Databricks CEO Ali Ghodsi wants you to know two things: his company is absolutely going public, and it’s absolutely not happening this year. The distinction matters when you’re sitting on a $134 billion valuation and watching a flood of tech companies elbow each other for investor attention.
Ghodsi made the announcement on June 4, calling 2026 a “terrible year to go public” due to an oversaturated IPO market. The company, which builds data and AI infrastructure for enterprises, has been teasing a public listing for months.
A company that doesn’t need the money
Here’s the thing about Databricks: it doesn’t actually need to go public for cash. The company closed a massive Series L funding round exceeding $4 billion on December 16, 2025, which pushed its valuation to $134 billion.
Databricks reported a revenue run-rate of $4.8 billion as of late 2025, with year-over-year growth exceeding 55%. The company is also free cash flow positive, meaning it isn’t burning through investor money to keep the lights on.

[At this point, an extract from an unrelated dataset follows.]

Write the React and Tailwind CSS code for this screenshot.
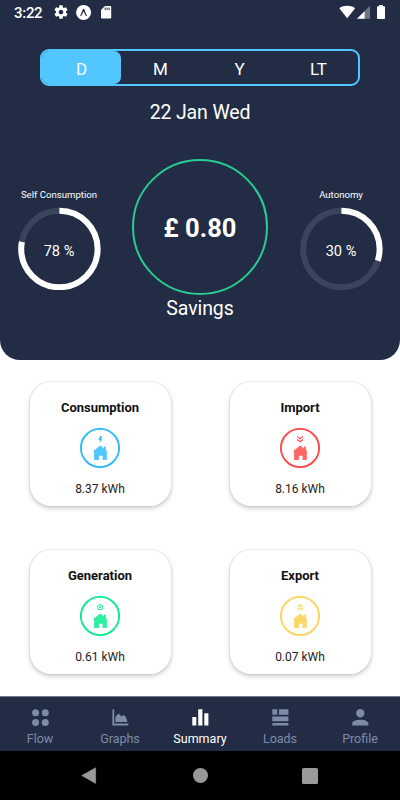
import { useState } from "react"
import clsx from "clsx"

const PERIODS = ["D", "M", "Y", "LT"]

const StatusBar = () => (
  <div className="flex h-6 items-center justify-between pl-[14px] pr-[14px] text-white">
    <div className="flex items-center">
      <span className="mt-[2px] w-[39px] text-[15px] leading-6 font-medium tracking-[-0.3px]">3:22</span>
      {/* Ajustes */}
      <svg className="ml-[1px] h-[14px] w-[14px]" viewBox="1.5 1.5 21 21" fill="currentColor">
        <path d="M19.43 12.98c.04-.32.07-.64.07-.98s-.03-.66-.07-.98l2.11-1.65c.19-.15.24-.42.12-.64l-2-3.46c-.12-.22-.39-.3-.61-.22l-2.49 1c-.52-.4-1.08-.73-1.69-.98l-.38-2.65C14.46 2.18 14.25 2 14 2h-4c-.25 0-.46.18-.49.42l-.38 2.65c-.61.25-1.17.59-1.69.98l-2.49-1c-.23-.09-.49 0-.61.22l-2 3.46c-.13.22-.07.49.12.64l2.11 1.65c-.04.32-.07.65-.07.98s.03.66.07.98l-2.11 1.65c-.19.15-.24.42-.12.64l2 3.46c.12.22.39.3.61.22l2.49-1c.52.4 1.08.73 1.69.98l.38 2.65c.03.24.24.42.49.42h4c.25 0 .46-.18.49-.42l.38-2.65c.61-.25 1.17-.59 1.69-.98l2.49 1c.23.09.49 0 .61-.22l2-3.46c.12-.22.07-.49-.12-.64l-2.11-1.65zM12 15.5c-1.93 0-3.5-1.57-3.5-3.5s1.57-3.5 3.5-3.5 3.5 1.57 3.5 3.5-1.57 3.5-3.5 3.5z" />
      </svg>
      {/* Expo */}
      <svg className="ml-[8px] h-4 w-4" viewBox="0 0 16 16">
        <circle cx="7.6" cy="8.4" r="7.5" fill="currentColor" />
        <path d="M4.2 11.6C5.6 9.7 6.3 6.4 7 5.1q.6-.6 1.2 0C8.9 6.4 9.6 9.7 11 11.6l-.7.6C9.2 11.4 8.4 8.8 7.6 7.6 6.8 8.8 6 11.4 4.9 12.2z" fill="#222d45" />
      </svg>
      {/* Tarjeta SD */}
      <svg className="ml-[9px] h-[14px] w-[11px]" viewBox="0 0 11 14">
        <path d="M4 1h5.2q1 0 1 1v10.6q0 1-1 1H1q-1 0-1-1V5z" fill="currentColor" />
        <path d="M4.2 2.6v2.5M6.1 2.6v2.5M8.1 2.6v2.5" stroke="#222d45" strokeWidth="1" />
      </svg>
    </div>
    <div className="flex items-center">
      <svg className="h-[14px] w-[17px]" viewBox="0 0 17 14">
        <path d="M8.2 13.2.3 3.2C4.7 0 11.7 0 16.1 3.2z" fill="currentColor" />
      </svg>
      <svg className="ml-[1px] h-[14px] w-[14px]" viewBox="0 0 14 14">
        <path d="M0 13.8 13 .8v13z" fill="#6c7486" />
        <path d="M0 13.8 7.6 6.2v7.6z" fill="currentColor" />
      </svg>
      <svg className="mr-[1px] ml-[6px] h-[14px] w-[8px]" viewBox="0 0 8 14">
        <path d="M2.2 0h3.6v1.3h1.4q.8 0 .8.8v11.1q0 .8-.8.8H.8q-.8 0-.8-.8V2.1q0-.8.8-.8h1.4z" fill="currentColor" />
      </svg>
    </div>
  </div>
)

const PercentRing = ({ label, value }) => (
  <div className="flex w-[118px] flex-col items-center">
    <span className="text-[9.6px] leading-[16px]">{label}</span>
    <div className="mt-[4px] grid h-[83px] w-[83px] place-items-center">
      <svg className="col-start-1 row-start-1 h-full w-full -rotate-90" viewBox="0 0 83 83" fill="none">
        <circle cx="41" cy="41.4" r="38.2" stroke="#3a455d" strokeWidth="6" />
        <circle
          cx="41"
          cy="41.4"
          r="38.2"
          stroke="white"
          strokeWidth="6"
          pathLength="100"
          strokeDasharray={`${value} 100`}
        />
      </svg>
      <span className="col-start-1 row-start-1 mt-[4px] text-[14.6px] leading-5">{value} %</span>
    </div>
  </div>
)

const BADGES = {
  bolt: <path d="M20.6 7.8 18.2 11.6l2 .3-.8 3.3 3.1-4.4-1.9-.2 1.7-2.4z" fill="currentColor" />,
  down: <path d="m17.2 8.4 3 2.3 3-2.3m-6 3.1 3 2.3 3-2.3" stroke="currentColor" strokeWidth="1.1" />,
  sun: (
    <>
      <circle cx="20.2" cy="11.3" r="2.6" stroke="currentColor" strokeWidth="1" />
      <circle cx="20.2" cy="11.3" r="1" fill="currentColor" />
    </>
  ),
  up: <path d="m17.2 11 3-2.3 3 2.3m-6 3.1 3-2.3 3 2.3" stroke="currentColor" strokeWidth="1.1" />,
}

const EnergyCard = ({ title, value, badge, ring, house }) => (
  <div className="flex h-[124.5px] w-[141px] flex-col items-center rounded-[21px] bg-white pt-[17px] text-black shadow-[0_2px_5px_rgba(0,0,0,0.22),0_0_2px_rgba(0,0,0,0.12)]">
    <h3 className="text-[13px] leading-[18px] font-bold text-[#111]">{title}</h3>
    <svg className="mt-[11px] h-10 w-10" viewBox="0 0 40 40" fill="none">
      <circle cx="20" cy="20" r="19.1" stroke={ring} strokeWidth="1.9" />
      <g style={{ color: ring }}>{BADGES[badge]}</g>
      <path d="M20.2 17.4 24 20.4v-1.8h1.8v3.3l1.8 1.6h-.8V32h-4.2v-4.2h-3.7V32h-4.8v-8.5h-1.4z" fill={house} />
    </svg>
    <span className="mt-[12px] text-[12px] leading-[18px] text-[#222]">{value} kWh</span>
  </div>
)

const TABS = [
  {
    name: "Flow",
    icon: (
      <>
        <circle cx="3.6" cy="3.7" r="3.5" />
        <circle cx="13.3" cy="3.7" r="3.5" />
        <circle cx="3.6" cy="13.4" r="3.5" />
        <circle cx="13.3" cy="13.4" r="3.5" />
      </>
    ),
  },
  {
    name: "Graphs",
    icon: <path d="M.4.4h1.8v14.1h14.2v2H.4zM3.4 13V8l3-3.6 3 3.2 2.2-1.9 2.4 2.7 1.5 4.6z" />,
  },
  {
    name: "Summary",
    icon: <path d="M.3 8h4v8.6h-4zM6.2.3h4.2v16.3H6.2zM12.3 4.3h4.1v12.3h-4.1z" />,
  },
  {
    name: "Loads",
    icon: <path d="M.3.3h5v5.4h-5zM7 .3h9.4v5.4H7zM.3 7.5h16.1v4.8H.3zM.3 14h16.1v2.4H.3z" />,
  },
  {
    name: "Profile",
    icon: <path d="M8.3.1a4.2 4.2 0 1 1 0 8.4 4.2 4.2 0 0 1 0-8.4zM.2 16.5v-2c0-2.2 4-3.7 8.1-3.7s8.1 1.5 8.1 3.7v2z" />,
  },
]

const TabBar = () => (
  <nav className="grid h-[55px] grid-cols-5 border-t border-[#6f7989] bg-[#222d45]">
    {TABS.map((tab) => (
      <button
        key={tab.name}
        className={clsx(
          "flex flex-col items-center pt-[12px]",
          tab.name === "Summary" ? "text-white" : "text-[#7d8ba9]"
        )}
      >
        <svg className="h-[17px] w-[17px] shrink-0" viewBox="0 0 17 17" fill="currentColor">
          {tab.icon}
        </svg>
        <span className="mt-[4px] text-[12.5px] leading-[17px]">{tab.name}</span>
      </button>
    ))}
  </nav>
)

const SystemNav = () => (
  <div className="flex h-[49px] items-center justify-between bg-black px-[81px] text-[#999]">
    <svg className="h-[17px] w-4" viewBox="0 0 16 17" fill="currentColor">
      <path d="M14.6.8v15.6L.8 8.6z" stroke="currentColor" strokeWidth=".6" strokeLinejoin="round" />
    </svg>
    <div className="ml-[1px] h-[15px] w-[15px] rounded-full bg-[#999]" />
    <div className="mt-[1px] mr-[1px] h-4 w-4 rounded-[1.5px] bg-[#999]" />
  </div>
)

const App = () => {
  const [period, setPeriod] = useState("D")

  return (
    <div className="flex h-[800px] w-[400px] flex-col overflow-hidden bg-white font-['Roboto',sans-serif]">
      <header className="h-[360px] shrink-0 rounded-b-[20px] bg-[#222d45] text-white">
        <StatusBar />

        <div className="mx-10 mt-[25px] grid h-[37px] grid-cols-4 rounded-[9px] border-2 border-[#52c7ff]">
          {PERIODS.map((p) => (
            <button
              key={p}
              onClick={() => setPeriod(p)}
              className={clsx(
                "rounded-[7px] pt-[3px] text-[17px] leading-6",
                p === period && "bg-[#52c7ff]"
              )}
            >
              {p}
            </button>
          ))}
        </div>
        <p className="mt-[13px] text-center text-[19.5px] leading-7 tracking-[-0.15px]">22 Jan Wed</p>

        <div className="flex justify-between">
          <div className="pt-[60px]">
            <PercentRing label="Self Consumption" value={78} />
          </div>
          <div className="flex flex-col items-center pt-[32px]">
            <div className="flex h-[136px] w-[136px] items-center justify-center rounded-full border-[2.5px] border-[#2acb93] text-[25.5px] font-bold">
              <span className="mt-[2px]">£ 0.80</span>
            </div>
            <span className="text-[19.5px] leading-7 tracking-[-0.1px]">Savings</span>
          </div>
          <div className="pt-[60px]">
            <PercentRing label="Autonomy" value={30} />
          </div>
        </div>
      </header>

      <main className="grid grow grid-cols-2 content-start justify-items-center gap-y-[43.5px] pt-[21.5px]">
        <EnergyCard title="Consumption" value="8.37" badge="bolt" ring="#2fbcfb" house="#52c7ff" />
        <EnergyCard title="Import" value="8.16" badge="down" ring="#fc4b4b" house="#ff6767" />
        <EnergyCard title="Generation" value="0.61" badge="sun" ring="#0eea90" house="#2cefa0" />
        <EnergyCard title="Export" value="0.07" badge="up" ring="#ffd35c" house="#ffd668" />
      </main>

      <TabBar />
      <SystemNav />
    </div>
  )
}

export default App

So why bother with an IPO at all? Ghodsi was refreshingly blunt about the motivation. The primary reason, he said, is to create a market transaction mechanism for employees. In English: the people who built Databricks hold equity that’s essentially trapped in a private company. Going public gives them a way to actually sell those shares.
Why the wait makes strategic sense
Ghodsi has emphasized that Databricks is “IPO-ready,” with the governance structures, financial reporting, and compliance frameworks already in place.
This is consistent with signals Ghodsi sent in late 2025, when he indicated a potential 2026 listing while stressing flexibility.
The competitive landscape adds another dimension. Databricks operates in a market where it goes head-to-head with publicly traded giants like Oracle. Staying private while competitors deal with quarterly earnings pressure, activist investors, and short sellers is a genuine strategic advantage.
What this means for investors
The enterprise AI and data infrastructure sector continues to expand rapidly. Databricks, which was founded in 2013 out of UC Berkeley research, has positioned itself as a central platform for companies managing massive datasets and building AI applications. Its growth trajectory, north of 55% year-over-year on a $4.8 billion run-rate, is remarkable for a company of its size.
When Databricks does eventually list, a $134 billion private valuation means the public market will need to validate that number or exceed it. If revenue growth decelerates before the listing happens, the company risks a scenario where its IPO price falls below its last private round, a dreaded “down round” in public markets that tends to spook institutional investors.